Mission périlleuse pour Pauline Texier (Maïma) dont les pleins et les déliés n'ont pas l'élasticité requise dans les changements de registres. Son amie Balkis est campée par le mezzo superlatif de Fleur Barron qui rivalise d'énergie avec le vaillant Stefan Sbonnik (Xaïloum). Patrick Kabongo est un brin étriqué dans son rôle de Saëb tandis que Anaïs Yvoz joue la carte de la vamp plantureuse pour Périzade. Loïc Félix réussit son numéro dans le costume de l'eunuque Kaliboul mais c'est le le Grand Mogol de Nicolas Cavallier qui rafle la mise, imposant une voix d'airain et une diction à se pâmer malgré un rôle limité à deux interventions.
Jacques Lacombe, successeur de Patrick Davin à la tête de l’Orchestre symphonique de Mulhouse, sait ménager les effets et offrir de beaux moments comme ce début de l'acte III et cette valse chromatique qui ne laisse pas de hanter les esprits.
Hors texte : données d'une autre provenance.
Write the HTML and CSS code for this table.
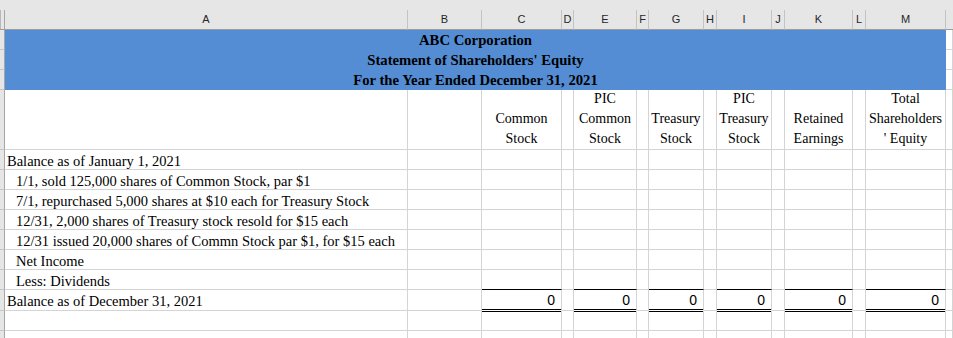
FILE: index.html
```html
<!DOCTYPE html>
<html lang="en">
<head>
<meta charset="utf-8">
<title>Statement of Shareholders' Equity</title>
<link rel="stylesheet" href="styles.css">
</head>
<body>
<div class="sheet">
  <div class="topbar"></div>

  <!-- column letters -->
  <div class="corner"></div>
  <div class="ch">A</div><div class="ch">B</div><div class="ch">C</div><div class="ch">D</div>
  <div class="ch">E</div><div class="ch">F</div><div class="ch">G</div><div class="ch">H</div>
  <div class="ch">I</div><div class="ch">J</div><div class="ch">K</div><div class="ch">L</div>
  <div class="ch">M</div><div class="ch end"></div>

  <!-- rows 1-3: merged title block -->
  <div class="rh"></div>
  <div class="banner">
    <p>ABC Corporation</p>
    <p>Statement of Shareholders' Equity</p>
    <p>For the Year Ended December 31, 2021</p>
  </div>
  <div></div>
  <div class="rh"></div><div></div>
  <div class="rh"></div><div></div>

  <!-- row 4: column captions -->
  <div class="rh"></div>
  <div></div><div></div>
  <div class="cap">Common<br>Stock</div><div></div>
  <div class="cap">PIC<br>Common<br>Stock</div><div></div>
  <div class="cap">Treasury<br>Stock</div><div></div>
  <div class="cap">PIC<br>Treasury<br>Stock</div><div></div>
  <div class="cap">Retained<br>Earnings</div><div></div>
  <div class="cap">Total<br>Shareholders<br>' Equity</div><div></div>

  <!-- row 5 -->
  <div class="rh"></div>
  <div class="lbl">Balance as of January 1, 2021</div>
  <div></div><div></div><div></div><div></div><div></div><div></div><div></div><div></div><div></div><div></div><div></div><div></div><div></div>

  <!-- row 6 -->
  <div class="rh"></div>
  <div class="lbl ind">1/1, sold 125,000 shares of Common Stock, par $1</div>
  <div></div><div></div><div></div><div></div><div></div><div></div><div></div><div></div><div></div><div></div><div></div><div></div><div></div>

  <!-- row 7 -->
  <div class="rh"></div>
  <div class="lbl ind">7/1, repurchased 5,000 shares at $10 each for Treasury Stock</div>
  <div></div><div></div><div></div><div></div><div></div><div></div><div></div><div></div><div></div><div></div><div></div><div></div><div></div>

  <!-- row 8 -->
  <div class="rh"></div>
  <div class="lbl ind">12/31, 2,000 shares of Treasury stock resold for $15 each</div>
  <div></div><div></div><div></div><div></div><div></div><div></div><div></div><div></div><div></div><div></div><div></div><div></div><div></div>

  <!-- row 9 -->
  <div class="rh"></div>
  <div class="lbl ind">12/31 issued 20,000 shares of Commn Stock par $1, for $15 each</div>
  <div></div><div></div><div></div><div></div><div></div><div></div><div></div><div></div><div></div><div></div><div></div><div></div><div></div>

  <!-- row 10 -->
  <div class="rh"></div>
  <div class="lbl ind">Net Income</div>
  <div></div><div></div><div></div><div></div><div></div><div></div><div></div><div></div><div></div><div></div><div></div><div></div><div></div>

  <!-- row 11: single rule above the totals -->
  <div class="rh"></div>
  <div class="lbl ind">Less: Dividends</div>
  <div></div>
  <div class="rule"></div><div></div>
  <div class="rule"></div><div></div>
  <div class="rule"></div><div></div>
  <div class="rule"></div><div></div>
  <div class="rule"></div><div></div>
  <div class="rule"></div><div></div>

  <!-- row 12: closing balances -->
  <div class="rh"></div>
  <div class="lbl">Balance as of December 31, 2021</div>
  <div></div>
  <div class="num total">0</div><div></div>
  <div class="num total">0</div><div></div>
  <div class="num total">0</div><div></div>
  <div class="num total">0</div><div></div>
  <div class="num total">0</div><div></div>
  <div class="num total">0</div><div></div>

  <!-- rows 13-14: empty -->
  <div class="rh"></div>
  <div></div><div></div><div></div><div></div><div></div><div></div><div></div><div></div><div></div><div></div><div></div><div></div><div></div><div></div>
  <div class="rh"></div>
  <div></div><div></div><div></div><div></div><div></div><div></div><div></div><div></div><div></div><div></div><div></div><div></div><div></div><div></div>
</div>
</body>
</html>
```

FILE: styles.css
```css
* {
  box-sizing: border-box;
  margin: 0;
  padding: 0;
}

html,
body {
  width: 953px;
  height: 338px;
  overflow: hidden;
  background: #fff;
}

body {
  font-family: "Liberation Serif", "Times New Roman", serif;
  font-size: 14px;
  color: #000;
}

/* worksheet grid: row header, columns A-M, then the edge of column N */
.sheet {
  display: grid;
  grid-template-columns: 5px 403px 74px 80px 12px 63px 12px 55px 13px 55px 13px 68px 13px 80px 1fr;
  grid-template-rows: 10px 20px 20px 20px 20px 60px repeat(7, 20px) 21px 20px 20px;
}

.sheet > div {
  min-width: 0;
  white-space: nowrap;
  border-right: 1px solid #d4d4d4;
  border-bottom: 1px solid #d4d4d4;
}

.sheet > .topbar {
  grid-column: 1 / -1;
  background: #e6e6e6;
  border: none;
}

/* headers */
.sheet > .corner {
  background: #e6e6e6;
  border-right: 1px solid #a6a6a6;
  border-bottom: 1px solid #9c9c9c;
  box-shadow: inset 2px 0 0 -1px #b8b8b8;
}

.sheet > .ch {
  background: #e6e6e6;
  border-right: 1px solid #c3c3c3;
  border-bottom: 1px solid #9c9c9c;
  font-family: "Liberation Sans", Arial, sans-serif;
  font-size: 11px;
  line-height: 19px;
  text-align: center;
  color: #262626;
}

.sheet > .ch.end {
  border-right: none;
}

.sheet > .rh {
  background: #e6e6e6;
  border-right: 1px solid #a6a6a6;
  border-bottom: 1px solid #c6c6c6;
}

/* merged title block */
.sheet > .banner {
  grid-column: 2 / 15;
  grid-row: span 3;
  background: #548dd4;
  border: none;
  font-size: 14.7px;
  font-weight: bold;
  line-height: 20px;
  text-align: center;
}

/* column captions, wrapped and bottom aligned */
.cap {
  display: flex;
  flex-direction: column;
  justify-content: flex-end;
  line-height: 20px;
  text-align: center;
}

/* row labels */
.lbl {
  padding: 3px 0 0 2px;
  font-size: 14.5px;
  line-height: 16px;
}

.lbl.ind {
  padding-left: 11px;
}

/* totals */
.sheet > .rule {
  border-bottom-color: #000;
}

.num {
  padding: 2px 6px 0 0;
  font-family: "Liberation Sans", Arial, sans-serif;
  font-size: 14px;
  line-height: 16px;
  text-align: right;
}

.sheet > .total {
  margin-bottom: -1px;
  border-bottom: 3px double #000;
}
```
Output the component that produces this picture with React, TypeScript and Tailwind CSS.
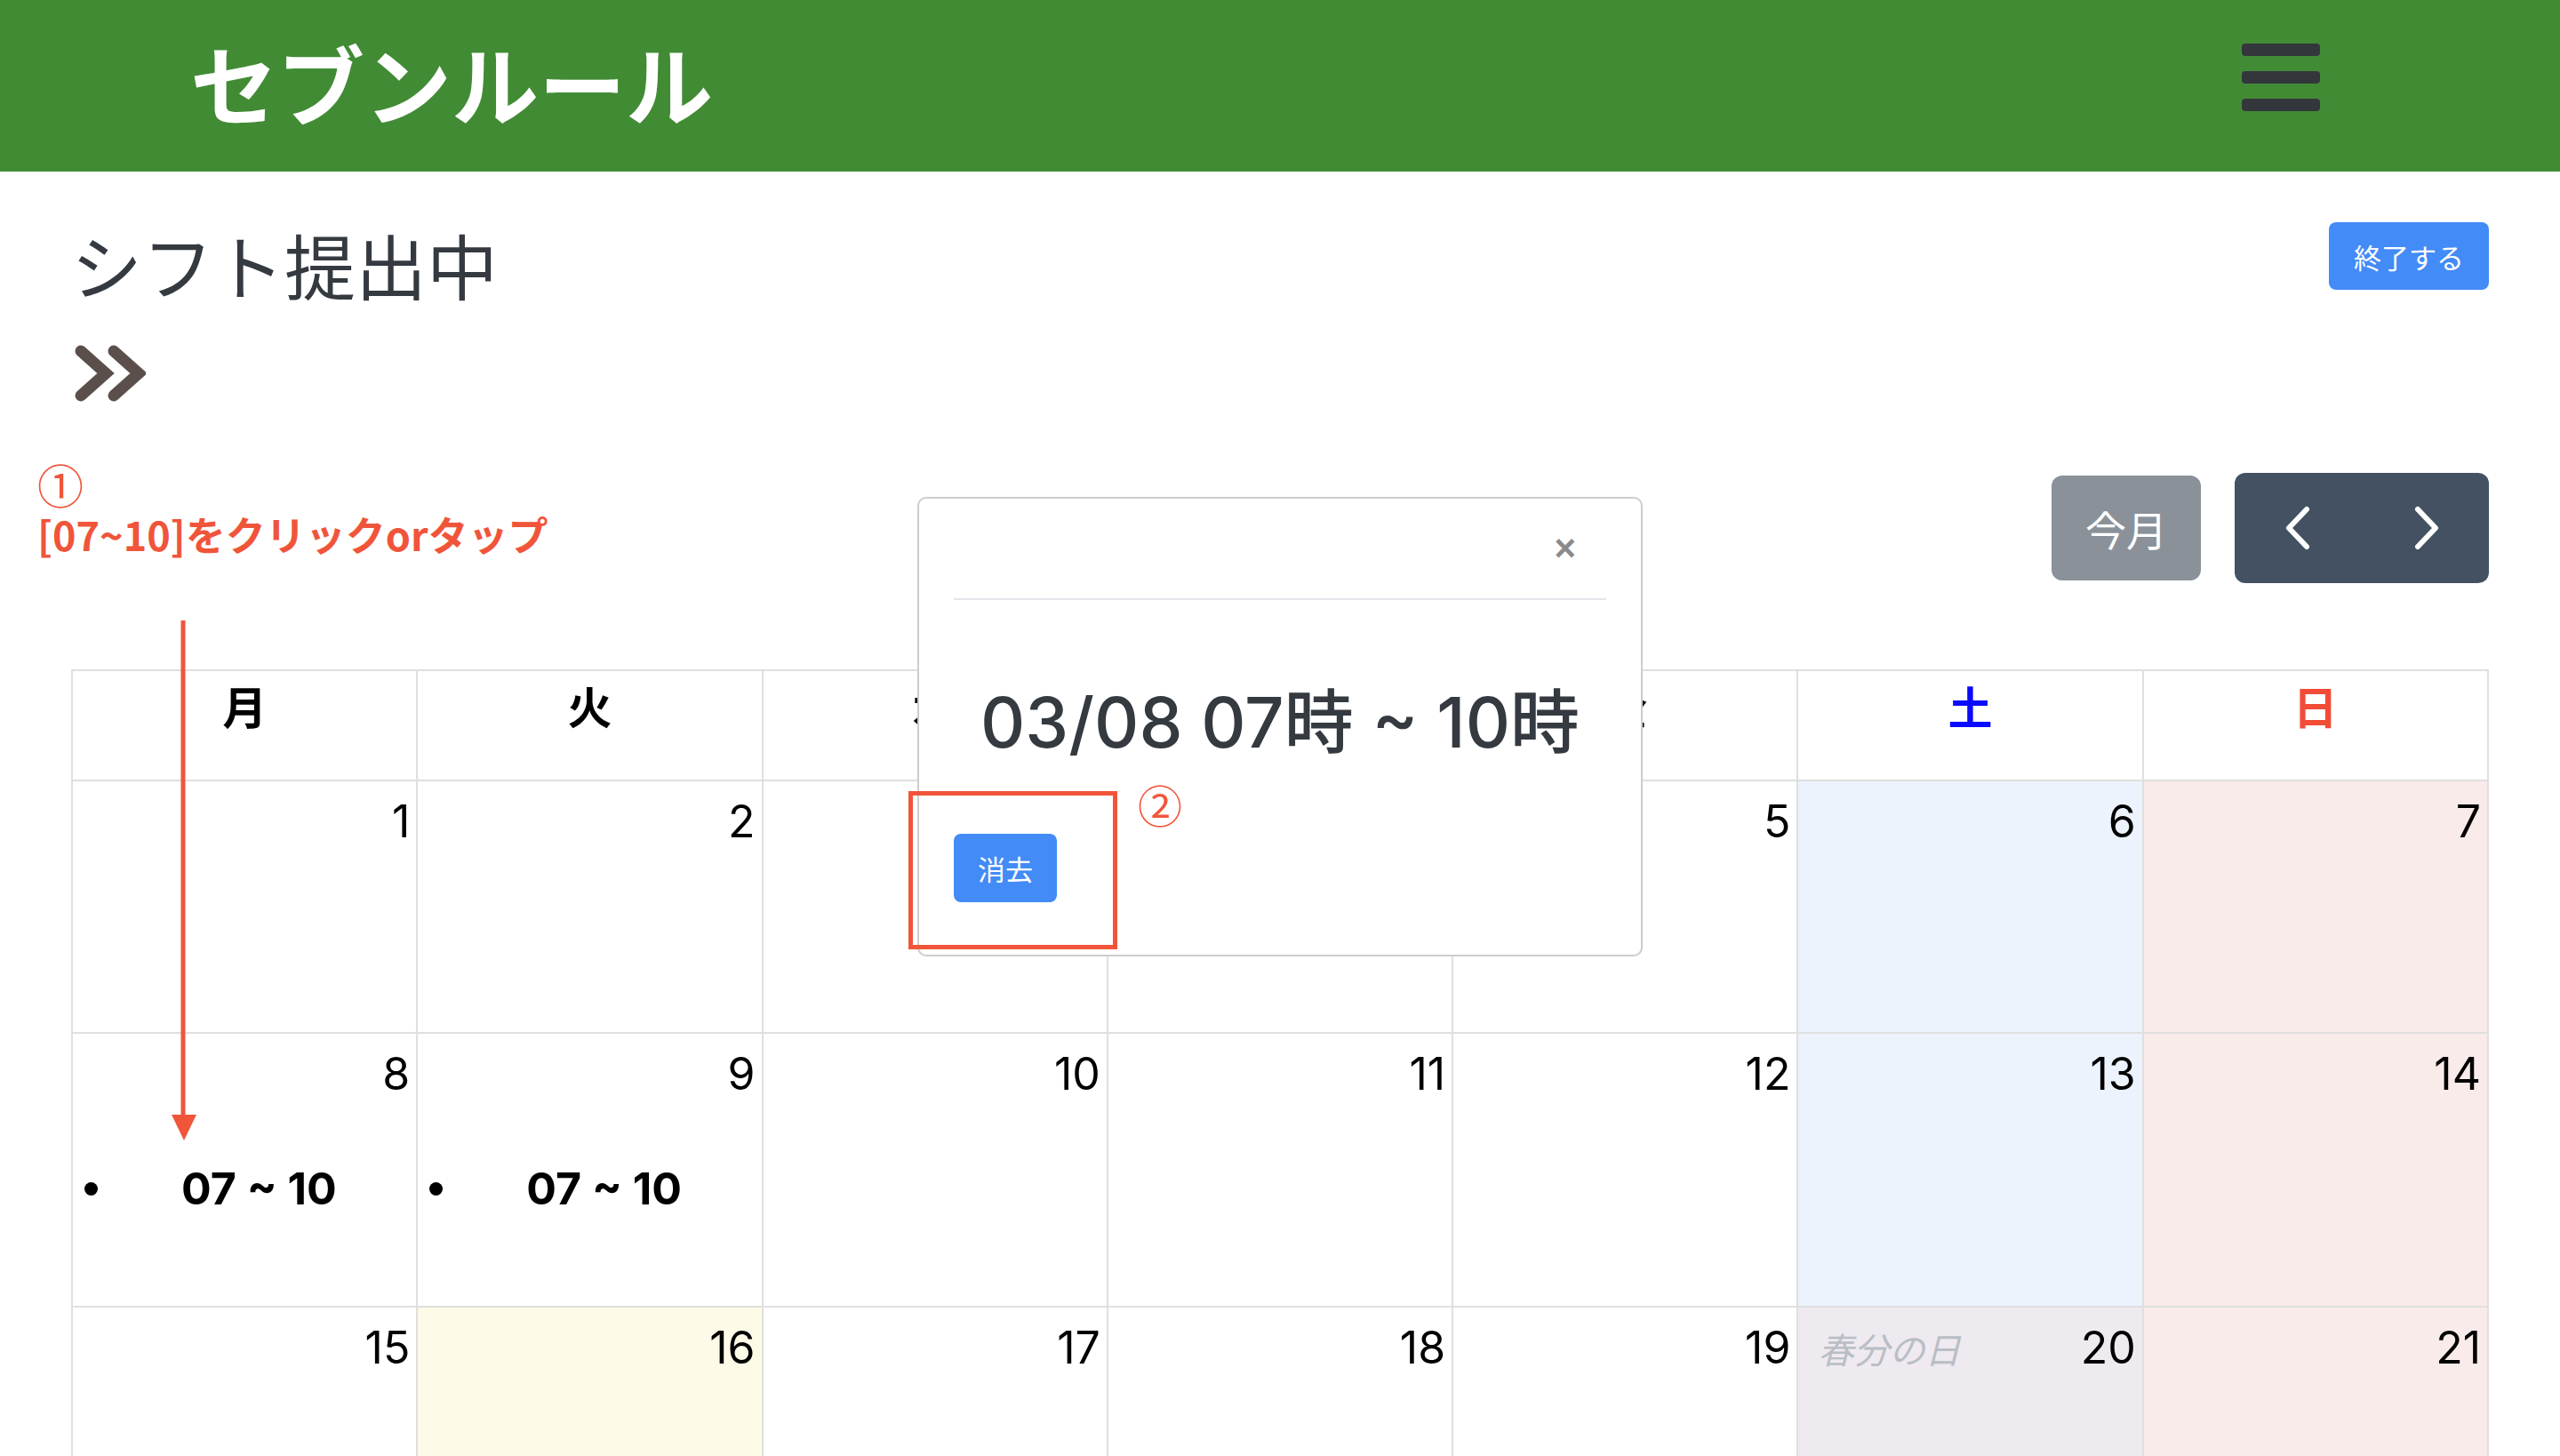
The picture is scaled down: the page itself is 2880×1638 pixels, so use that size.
import React from "react";

type Day = { d: number | null; bg: string; holiday?: string; events?: string[] };

const SAT = "bg-[#ecf3fd]";
const SUN = "bg-[#f9ebea]";
const WHITE = "bg-white";

function buildWeeks(): Day[][] {
  const weeks: Day[][] = [];
  let d = 1;
  for (let w = 0; w < 5; w++) {
    const row: Day[] = [];
    for (let c = 0; c < 7; c++) {
      const day = d <= 31 ? d : null;
      let bg = c === 5 ? SAT : c === 6 ? SUN : WHITE;
      let holiday: string | undefined;
      let events: string[] | undefined;
      if (day === 16) bg = "bg-[#fdfae7]";
      if (day === 20) {
        bg = "bg-[#efeaf0]";
        holiday = "春分の日";
      }
      if (day === 8 || day === 9) events = ["07 ~ 10"];
      row.push({ d: day, bg, holiday, events });
      d++;
    }
    weeks.push(row);
  }
  return weeks;
}

const rowHeights = ["h-[282px]", "h-[306px]", "h-[282px]", "h-[282px]", "h-[282px]"];

const weekdays: { label: string; color: string }[] = [
  { label: "月", color: "text-black" },
  { label: "火", color: "text-black" },
  { label: "水", color: "text-black" },
  { label: "木", color: "text-black" },
  { label: "金", color: "text-black" },
  { label: "土", color: "text-[#0a0aff]" },
  { label: "日", color: "text-[#f24b37]" },
];

export default function App() {
  const weeks = buildWeeks();
  return (
    <div className="relative min-h-screen w-full bg-white font-['Noto_Sans_CJK_JP',sans-serif]">
      <header className="flex h-[193px] items-center justify-between bg-[#428b35] pl-[214px] pr-[270px]">
        <h1 className="-mt-[12px] text-[98px] font-bold leading-none text-white">セブンルール</h1>
        <div className="-mt-[20px] flex flex-col gap-[17px]">
          <span className="block h-[14px] w-[88px] rounded-[4px] bg-[#33373c]" />
          <span className="block h-[14px] w-[88px] rounded-[4px] bg-[#33373c]" />
          <span className="block h-[14px] w-[88px] rounded-[4px] bg-[#33373c]" />
        </div>
      </header>

      <main className="px-[80px] pb-[40px]">
        <div className="mt-[57px] flex items-start justify-between">
          <h2 className="-mt-[2px] text-[80px] font-normal leading-[96px] text-[#343a40]">シフト提出中</h2>
          <button className="h-[76px] w-[180px] rounded-[8px] bg-[#438bf6] text-[31px] leading-none text-white">
            終了する
          </button>
        </div>

        <svg className="mt-[44px] ml-[4px] block" width="80" height="64" viewBox="0 0 80 64">
          <polyline points="7,7 35,32 7,57" fill="none" stroke="#5b4f4c" strokeWidth="13" strokeLinecap="round" strokeLinejoin="miter" />
          <polyline points="44,7 72,32 44,57" fill="none" stroke="#5b4f4c" strokeWidth="13" strokeLinecap="round" strokeLinejoin="miter" />
        </svg>

        <div className="mt-[67px] flex items-start justify-between">
          <div className="-ml-[38px] text-[#f0553a]">
            <div className="text-[52px] leading-[52px]">①</div>
            <div className="mt-[4px] text-[45px] font-bold leading-[52px]">[07~10]をクリックorタップ</div>
          </div>
          <div className="mt-[13px] flex items-center gap-[38px]">
            <button className="h-[118px] w-[168px] rounded-[12px] bg-[#8a9199] text-[46px] leading-none text-white">
              今月
            </button>
            <div className="flex h-[124px] w-[286px] overflow-hidden rounded-[12px] bg-[#435163]">
              <button className="flex flex-1 items-center justify-center">
                <svg width="32" height="50" viewBox="0 0 32 50">
                  <polyline points="25,4 5,25 25,46" fill="none" stroke="white" strokeWidth="6" strokeLinecap="round" strokeLinejoin="round" />
                </svg>
              </button>
              <button className="flex flex-1 items-center justify-center">
                <svg width="32" height="50" viewBox="0 0 32 50">
                  <polyline points="7,4 27,25 7,46" fill="none" stroke="white" strokeWidth="6" strokeLinecap="round" strokeLinejoin="round" />
                </svg>
              </button>
            </div>
          </div>
        </div>

        <div className="mt-[97px] grid grid-cols-7 gap-[2px] bg-[#dfdfdf] p-[2px]">
          {weekdays.map((w) => (
            <div key={w.label} className="flex h-[122px] justify-center bg-white pt-[8px]">
              <span className={`text-[50px] font-bold leading-[60px] ${w.color}`}>{w.label}</span>
            </div>
          ))}
          {weeks.map((row, ri) =>
            row.map((cell, ci) => (
              <div key={`${ri}-${ci}`} className={`flex flex-col ${rowHeights[ri]} ${cell.bg}`}>
                <div className="flex items-baseline justify-between pt-[15px] pr-[7px] pl-[22px]">
                  <span className="text-[40px] italic leading-[60px] text-[#b9bec5]">{cell.holiday ?? ""}</span>
                  <span className="font-['Inter',sans-serif] text-[50px] leading-[60px] text-black">{cell.d ?? ""}</span>
                </div>
                {cell.events?.map((e) => (
                  <div key={e} className="mt-[69px] flex items-center pl-[13px]">
                    <span className="block h-[15px] w-[15px] rounded-full bg-black" />
                    <span className="ml-[94px] font-['Inter',sans-serif] text-[50px] font-bold leading-[60px] text-black">{e}</span>
                  </div>
                ))}
              </div>
            ))
          )}
        </div>
      </main>

      {/* annotation arrow */}
      <svg className="absolute left-[190px] top-[698px]" width="34" height="586" viewBox="0 0 34 586">
        <line x1="16" y1="0" x2="16" y2="562" stroke="#f0553a" strokeWidth="5" />
        <polygon points="3,556 31,556 17,585" fill="#f0553a" />
      </svg>

      {/* modal */}
      <div className="absolute left-[1032px] top-[559px] h-[517px] w-[816px] rounded-[10px] border-2 border-[#cdcdcd] bg-white">
        <div className="mx-[39px] flex h-[114px] items-center justify-end border-b-2 border-[#e3e6ea] pr-[34px]">
          <span className="font-['Liberation_Sans',sans-serif] text-[42px] font-bold leading-none text-[#8a8a8a]">×</span>
        </div>
        <div className="px-[39px]">
          <div className="mt-[92px] text-center font-['Inter','Noto_Sans_CJK_JP',sans-serif] text-[78px] font-medium leading-[92px] text-[#343a40]">
            03/08 07時 ~ 10時
          </div>
          <button className="mt-[79px] h-[77px] w-[116px] rounded-[8px] bg-[#438bf6] text-[31px] leading-none text-white">
            消去
          </button>
        </div>
      </div>

      {/* annotation box */}
      <div className="absolute left-[1022px] top-[890px] h-[178px] w-[235px] border-[5px] border-[#f0553a]" />
      <div className="absolute left-[1280px] top-[876px] text-[50px] leading-[56px] text-[#f0553a]">②</div>
    </div>
  );
}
Au-delà d'une lecture assez fine et résolument énergique, la conduite se borne souvent à une ponctuation rythmique paradoxalement très prosaïque, compte tenu des ambitions d'une écriture musicale, élégamment liftée aux entournures par l'incontournable Jean-Christophe Keck qui a reconstitué, au prix d'une recherche épique aux quatre coins de la planète, une partition probablement disparue dans l’incendie de l’Opéra-Comique en 1887.